[INFORMATION PROVIDED]:
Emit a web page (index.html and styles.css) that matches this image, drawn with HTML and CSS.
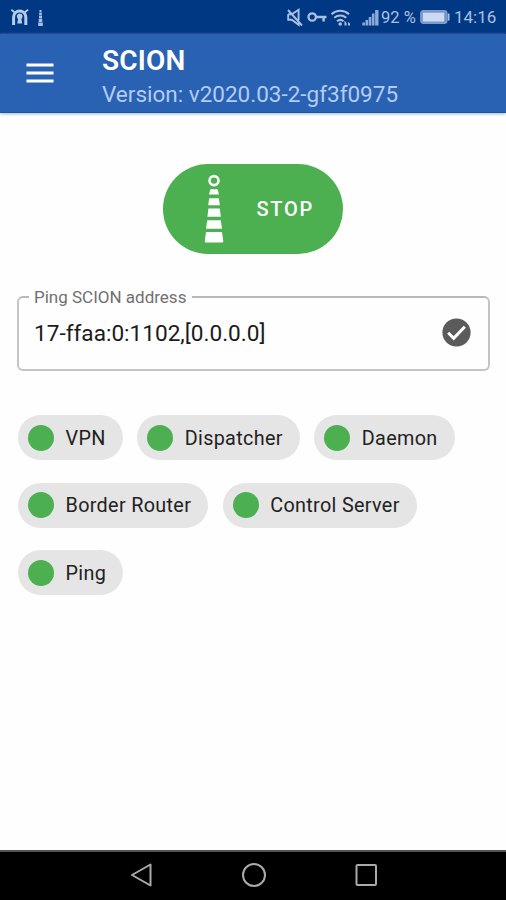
FILE: index.html
```html
<!DOCTYPE html>
<html lang="en">
<head>
<meta charset="utf-8">
<title>SCION</title>
<link rel="stylesheet" href="styles.css">
</head>
<body>
<div class="screen">
  <div class="status">
    <svg class="notices" width="40" height="22" viewBox="0 0 40 22">
      <g fill="none" stroke="#b5cbea" stroke-width="3"><path d="M2.600 19V11a6.100 6.100 0 0 1 12.200 0v8"/><path d="M.3 3.800l3.600 2.600M17.100 3.800l-3.600 2.600" stroke-width="1.800"/></g>
      <path d="M8.700 7.500a3 3 0 0 1 1.700 5.400l.8 4.600H6.200l.8-4.600a3 3 0 0 1 1.700-5.400z" fill="#b5cbea"/>
      <path d="M28.500 4h2v2h-2zM28.200 6.500h2.600v2.700h-2.600zM28 9.700h3v2.700h-3zM27.700 12.900h3.600V16h-3.600zM27.200 16.500h4.600v3.500h-4.600z" fill="#a5bee3"/>
    </svg>
    <div class="system">
      <svg width="94" height="22" viewBox="0 0 94 22">
        <g fill="none" stroke="#a9c0e3" stroke-width="1.900">
          <path d="M1.200 8.300h3.600l6.800-4.500v10.500M1.200 8.300v5.500h3.600l6.800 5v-3M1 4l14 15.500"/>
          <circle cx="25.200" cy="11" r="3.700" stroke-width="2.300"/>
          <path d="M29 11h10.500M36.600 11v4.500" stroke-width="2.500"/>
          <path d="M44.500 8.200a13 13 0 0 1 17.500 0M47.300 11.800a9 9 0 0 1 11.900 0M50 15.300a5 5 0 0 1 6.500 0" stroke-width="2"/>
        </g>
        <circle cx="53.200" cy="18" r="1.800" fill="#a9c0e3"/>
        <path d="M57.500 14.500l2 2.500v2.500h-2zM61 16l2 1.500v2h-2z" fill="#a9c0e3"/>
        <path d="M75.300 16.500h2.600v3h-2.600zM78.500 14h2.600v5.500h-2.600zM81.700 11h2.600v8.500h-2.600zM84.900 7.500h2.600v12h-2.600zM88.100 4h3.400v15.500h-3.400z" fill="#8caad7"/>
      </svg>
      <span class="percent">92 %</span>
      <svg class="battery" width="30" height="16" viewBox="0 0 30 16">
        <rect x=".8" y="1.800" width="26" height="12.500" rx="2.500" fill="#6f8fc3" stroke="#7f9dcc" stroke-width="1.400"/>
        <rect x="2.800" y="3.600" width="21.500" height="9" fill="#cbdaf2"/>
        <path d="M28.600 4.500v7" stroke="#a9c0e3" stroke-width="1.800"/>
      </svg>
      <span class="clock">14:16</span>
    </div>
  </div>

  <header class="appbar">
    <svg class="menu" width="28" height="20" viewBox="0 0 28 20"><path d="M.5 2h27M.5 10h27M.5 18h27" stroke="#fff" stroke-width="3"/></svg>
    <div class="titles">
      <h1>SCION</h1>
      <p>Version: v2020.03-2-gf3f0975</p>
    </div>
  </header>

  <main>
    <button class="stop">
      <svg width="20" height="70" viewBox="0 0 20 70">
        <circle cx="10" cy="6.600" r="4.500" fill="none" stroke="#fff" stroke-width="2.600"/>
        <path d="M6.300 15.200h7.400l1.200 5.300H5zM5.200 24.300h9.600l1.100 7H4.200zM4.400 34.600h11.400l1 8.200H3.400zM3.200 46.200h13.600l1.200 8.500H2zM2 58h16l1.300 9.200Q19.300 68.500 18 68.500H2Q.6 68.500.8 67z" fill="#fff"/>
      </svg>
      <span>STOP</span>
    </button>

    <fieldset class="field">
      <legend>Ping SCION address</legend>
      <span class="value">17-ffaa:0:1102,[0.0.0.0]</span>
      <svg width="29" height="29" viewBox="0 0 29 29"><circle cx="14.500" cy="14.500" r="14.100" fill="#5b5b5b"/><path d="M6.200 14.800l5.500 5.500L22.800 8.700" fill="none" stroke="#fff" stroke-width="3"/></svg>
    </fieldset>

    <div class="chips">
      <div class="chip"><i></i><span>VPN</span></div>
      <div class="chip"><i></i><span>Dispatcher</span></div>
      <div class="chip"><i></i><span>Daemon</span></div>
      <div class="chip"><i></i><span>Border Router</span></div>
      <div class="chip"><i></i><span>Control Server</span></div>
      <div class="chip"><i></i><span>Ping</span></div>
    </div>
  </main>

  <nav class="navbar">
    <svg width="24" height="26" viewBox="0 0 24 26"><path d="M2 13L20.500 2.500v21z" fill="none" stroke="#aaa" stroke-width="2" stroke-linejoin="round"/></svg>
    <svg width="26" height="26" viewBox="0 0 26 26"><circle cx="13" cy="13" r="11" fill="none" stroke="#aaa" stroke-width="2"/></svg>
    <svg width="24" height="26" viewBox="0 0 24 26"><rect x="2.500" y="3" width="19.500" height="20" rx="1" fill="none" stroke="#aaa" stroke-width="2"/></svg>
  </nav>
</div>
</body>
</html>
```
FILE: styles.css
```css
* { box-sizing: border-box; }
body { margin: 0; background: #fefefe; font-family: Roboto, sans-serif; }
.screen { width: 506px; height: 900px; display: flex; flex-direction: column; }
.status {
  height: 34px;
  flex: none;
  padding: 0 10px 0 11px;
  display: flex;
  align-items: center;
  justify-content: space-between;
  background: #003884;
  color: #a9c0e3;
  font-size: 17px;
}
.system { display: flex; align-items: center; }
.system svg { flex: none; }
.percent { width: 39px; white-space: nowrap; font-size: 16.500px; }
.battery { margin-right: 4px; }
.clock { width: 42px; }
.appbar {
  height: 79px;
  flex: none;
  padding-left: 26px;
  display: flex;
  align-items: center;
  background: #2962b3;
  border-bottom: 1px solid #1d559f;
  box-shadow: 0 1px 3px #9fb5cc;
}
.menu { margin-right: 48px; }
.titles { padding-top: 8px; }
h1 { margin: 0; color: #fff; font-size: 28px; line-height: 34px; font-weight: 600; letter-spacing: .2px; }
.titles p { margin: 0; color: #b4ccf2; font-size: 22.500px; line-height: 32px; }
main { flex: 1; display: flex; flex-direction: column; padding: 51px 16px 0 17px; }
.stop {
  align-self: center;
  width: 180px;
  height: 90px;
  margin-right: 1px;
  padding: 0 0 0 41px;
  border: 0;
  border-radius: 45px;
  display: flex;
  align-items: center;
  gap: 32.500px;
  background: #4caf50;
  color: #fff;
  font: 500 20px Roboto, sans-serif;
  letter-spacing: 1.700px;
}
.field {
  height: 84px;
  margin: 32.500px 0 0;
  padding: 11px 17.500px 0 15px;
  border: 2px solid #c4c4c4;
  border-top-color: #b8b8b8;
  border-radius: 6px;
  display: flex;
  align-items: center;
  justify-content: space-between;
}
.field legend { margin-left: -5px; padding: 0 6px 0 5px; color: #707070; font-size: 17px; line-height: 20px; }
.value { padding-top: 2px; color: #1b1b1b; font-size: 22.600px; }
.chips { display: flex; flex-wrap: wrap; gap: 22.500px 14.500px; margin: 44.500px 0 0 1px; }
.chip {
  height: 45px;
  padding: 0 17px 0 10px;
  border-radius: 23px;
  display: flex;
  align-items: center;
  gap: 11.500px;
  background: #e5e5e5;
  color: #222;
  font-size: 19.800px;
  letter-spacing: .33px;
}
.chip span { padding-top: 1px; }
.chip i { width: 26px; height: 26px; border-radius: 50%; background: #4caf50; }
.navbar {
  height: 50px;
  flex: none;
  padding: 0 128px 2px 130px;
  border-top: 2px solid #555;
  display: flex;
  align-items: center;
  justify-content: space-between;
  background: #000;
}
```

[THE REQUEST]:
Make an exact copy of the whole listing, but don't bring over any pictures.

[RESPONSE TO THE EXERCISE]:
Emit a web page (index.html and styles.css) that matches this image, drawn with HTML and CSS.
FILE: index.html
```html
<!DOCTYPE html>
<html lang="en">
<head>
<meta charset="utf-8">
<title>SCION</title>
<link rel="stylesheet" href="styles.css">
</head>
<body>
<div class="screen">
  <div class="status">
    <svg class="notices" width="40" height="22" viewBox="0 0 40 22">
      <g fill="none" stroke="#b5cbea" stroke-width="3"><path d="M2.600 19V11a6.100 6.100 0 0 1 12.200 0v8"/><path d="M.3 3.800l3.600 2.600M17.100 3.800l-3.600 2.600" stroke-width="1.800"/></g>
      <path d="M8.700 7.500a3 3 0 0 1 1.700 5.400l.8 4.600H6.200l.8-4.600a3 3 0 0 1 1.700-5.400z" fill="#b5cbea"/>
      <path d="M28.500 4h2v2h-2zM28.200 6.500h2.600v2.700h-2.600zM28 9.700h3v2.700h-3zM27.700 12.900h3.600V16h-3.600zM27.200 16.500h4.600v3.500h-4.600z" fill="#a5bee3"/>
    </svg>
    <div class="system">
      <svg width="94" height="22" viewBox="0 0 94 22">
        <g fill="none" stroke="#a9c0e3" stroke-width="1.900">
          <path d="M1.200 8.300h3.600l6.800-4.500v10.500M1.200 8.300v5.500h3.600l6.800 5v-3M1 4l14 15.500"/>
          <circle cx="25.200" cy="11" r="3.700" stroke-width="2.300"/>
          <path d="M29 11h10.500M36.600 11v4.500" stroke-width="2.500"/>
          <path d="M44.500 8.200a13 13 0 0 1 17.500 0M47.300 11.800a9 9 0 0 1 11.900 0M50 15.300a5 5 0 0 1 6.500 0" stroke-width="2"/>
        </g>
        <circle cx="53.200" cy="18" r="1.800" fill="#a9c0e3"/>
        <path d="M57.500 14.500l2 2.500v2.500h-2zM61 16l2 1.500v2h-2z" fill="#a9c0e3"/>
        <path d="M75.300 16.500h2.600v3h-2.600zM78.500 14h2.600v5.500h-2.600zM81.700 11h2.600v8.500h-2.600zM84.900 7.500h2.600v12h-2.600zM88.100 4h3.400v15.500h-3.400z" fill="#8caad7"/>
      </svg>
      <span class="percent">92 %</span>
      <svg class="battery" width="30" height="16" viewBox="0 0 30 16">
        <rect x=".8" y="1.800" width="26" height="12.500" rx="2.500" fill="#6f8fc3" stroke="#7f9dcc" stroke-width="1.400"/>
        <rect x="2.800" y="3.600" width="21.500" height="9" fill="#cbdaf2"/>
        <path d="M28.600 4.500v7" stroke="#a9c0e3" stroke-width="1.800"/>
      </svg>
      <span class="clock">14:16</span>
    </div>
  </div>

  <header class="appbar">
    <svg class="menu" width="28" height="20" viewBox="0 0 28 20"><path d="M.5 2h27M.5 10h27M.5 18h27" stroke="#fff" stroke-width="3"/></svg>
    <div class="titles">
      <h1>SCION</h1>
      <p>Version: v2020.03-2-gf3f0975</p>
    </div>
  </header>

  <main>
    <button class="stop">
      <svg width="20" height="70" viewBox="0 0 20 70">
        <circle cx="10" cy="6.600" r="4.500" fill="none" stroke="#fff" stroke-width="2.600"/>
        <path d="M6.300 15.200h7.400l1.200 5.300H5zM5.200 24.300h9.600l1.100 7H4.200zM4.400 34.600h11.400l1 8.200H3.400zM3.200 46.200h13.600l1.200 8.500H2zM2 58h16l1.300 9.200Q19.300 68.500 18 68.500H2Q.6 68.500.8 67z" fill="#fff"/>
      </svg>
      <span>STOP</span>
    </button>

    <fieldset class="field">
      <legend>Ping SCION address</legend>
      <span class="value">17-ffaa:0:1102,[0.0.0.0]</span>
      <svg width="29" height="29" viewBox="0 0 29 29"><circle cx="14.500" cy="14.500" r="14.100" fill="#5b5b5b"/><path d="M6.200 14.800l5.500 5.500L22.800 8.700" fill="none" stroke="#fff" stroke-width="3"/></svg>
    </fieldset>

    <div class="chips">
      <div class="chip"><i></i><span>VPN</span></div>
      <div class="chip"><i></i><span>Dispatcher</span></div>
      <div class="chip"><i></i><span>Daemon</span></div>
      <div class="chip"><i></i><span>Border Router</span></div>
      <div class="chip"><i></i><span>Control Server</span></div>
      <div class="chip"><i></i><span>Ping</span></div>
    </div>
  </main>

  <nav class="navbar">
    <svg width="24" height="26" viewBox="0 0 24 26"><path d="M2 13L20.500 2.500v21z" fill="none" stroke="#aaa" stroke-width="2" stroke-linejoin="round"/></svg>
    <svg width="26" height="26" viewBox="0 0 26 26"><circle cx="13" cy="13" r="11" fill="none" stroke="#aaa" stroke-width="2"/></svg>
    <svg width="24" height="26" viewBox="0 0 24 26"><rect x="2.500" y="3" width="19.500" height="20" rx="1" fill="none" stroke="#aaa" stroke-width="2"/></svg>
  </nav>
</div>
</body>
</html>
```
FILE: styles.css
```css
* { box-sizing: border-box; }
body { margin: 0; background: #fefefe; font-family: Roboto, sans-serif; }
.screen { width: 506px; height: 900px; display: flex; flex-direction: column; }
.status {
  height: 34px;
  flex: none;
  padding: 0 10px 0 11px;
  display: flex;
  align-items: center;
  justify-content: space-between;
  background: #003884;
  color: #a9c0e3;
  font-size: 17px;
}
.system { display: flex; align-items: center; }
.system svg { flex: none; }
.percent { width: 39px; white-space: nowrap; font-size: 16.500px; }
.battery { margin-right: 4px; }
.clock { width: 42px; }
.appbar {
  height: 79px;
  flex: none;
  padding-left: 26px;
  display: flex;
  align-items: center;
  background: #2962b3;
  border-bottom: 1px solid #1d559f;
  box-shadow: 0 1px 3px #9fb5cc;
}
.menu { margin-right: 48px; }
.titles { padding-top: 8px; }
h1 { margin: 0; color: #fff; font-size: 28px; line-height: 34px; font-weight: 600; letter-spacing: .2px; }
.titles p { margin: 0; color: #b4ccf2; font-size: 22.500px; line-height: 32px; }
main { flex: 1; display: flex; flex-direction: column; padding: 51px 16px 0 17px; }
.stop {
  align-self: center;
  width: 180px;
  height: 90px;
  margin-right: 1px;
  padding: 0 0 0 41px;
  border: 0;
  border-radius: 45px;
  display: flex;
  align-items: center;
  gap: 32.500px;
  background: #4caf50;
  color: #fff;
  font: 500 20px Roboto, sans-serif;
  letter-spacing: 1.700px;
}
.field {
  height: 84px;
  margin: 32.500px 0 0;
  padding: 11px 17.500px 0 15px;
  border: 2px solid #c4c4c4;
  border-top-color: #b8b8b8;
  border-radius: 6px;
  display: flex;
  align-items: center;
  justify-content: space-between;
}
.field legend { margin-left: -5px; padding: 0 6px 0 5px; color: #707070; font-size: 17px; line-height: 20px; }
.value { padding-top: 2px; color: #1b1b1b; font-size: 22.600px; }
.chips { display: flex; flex-wrap: wrap; gap: 22.500px 14.500px; margin: 44.500px 0 0 1px; }
.chip {
  height: 45px;
  padding: 0 17px 0 10px;
  border-radius: 23px;
  display: flex;
  align-items: center;
  gap: 11.500px;
  background: #e5e5e5;
  color: #222;
  font-size: 19.800px;
  letter-spacing: .33px;
}
.chip span { padding-top: 1px; }
.chip i { width: 26px; height: 26px; border-radius: 50%; background: #4caf50; }
.navbar {
  height: 50px;
  flex: none;
  padding: 0 128px 2px 130px;
  border-top: 2px solid #555;
  display: flex;
  align-items: center;
  justify-content: space-between;
  background: #000;
}
```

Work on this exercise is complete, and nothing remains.